2. Distribution Services
The Software Distribution Center (SDC), operated by OTL, provides a convenient service for distributing software for research use, charging recipients only the cost of distribution. In addition to attending to any legal and other details, including mailing, etc., SDC also makes arrangements for collecting departmental costs associated with providing software for non-commercial use and returning these to the department. Faculty and staff are encouraged to use this service for all software distribution activities.

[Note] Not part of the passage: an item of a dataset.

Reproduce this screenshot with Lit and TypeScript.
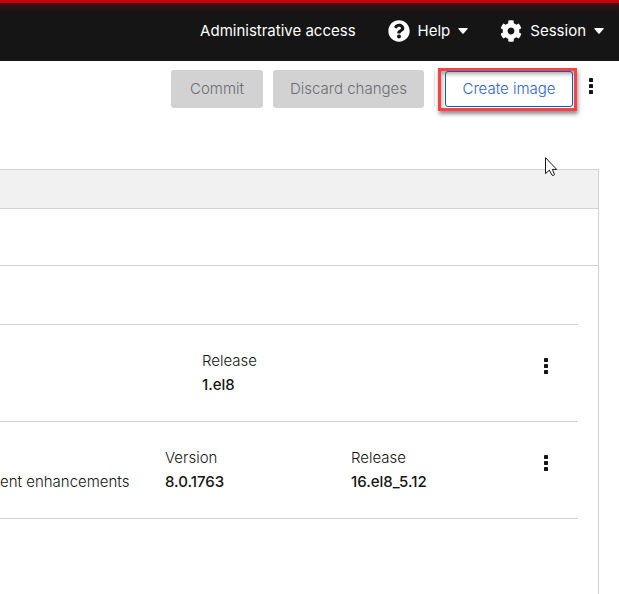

3. Contractual Obligations
When software results from sponsored research, OSR should be consulted regarding contractual obligations and regulations affecting ownership, disposition of various rights, and restrictions on the distribution and use of TRP and any associated income.
C. Other Forms of TRP
Distribution of TRP other than biological products should normally follow the procedures outlined above for the example of computer software.
9. Distribution of TRP for Commercial Purposes
A. Distribution Agreement
If TRP developed by Stanford as a result of research activities is to be distributed to outside users for commercial purposes, the distribution agreement must contain provisions negotiated by OTL covering the terms under which the property may be used, limits on the University's liability for the property or products derived therefrom, and disposition of any royalty income to Stanford from licensing of intangible property rights associated with the use of the tangible property.
B. Income Distribution
Distribution of any TRP-related royalty income other than patent royalties will be similar to the patent royalty income distribution policy (see "Inventions, Patents and Licensing," Research Policy Handbook document 5.1) except that the "inventor's share" will normally be distributed to a research account in the laboratory which produced the TRP (subject to any contractual obligations regarding distribution of income). Questions regarding distribution of any royalty income to individuals should be referred to OTL. Any distribution to individuals is subject to prior approval of the Vice Provost and Dean of Research.
C. Contractual Obligations
If the TRP results from sponsored research, SPO should be consulted regarding contractual obligations and regulations affecting ownership, notices, acknowledgements, disposition of various rights, and restrictions on the distribution and use of the TRP and any associated income.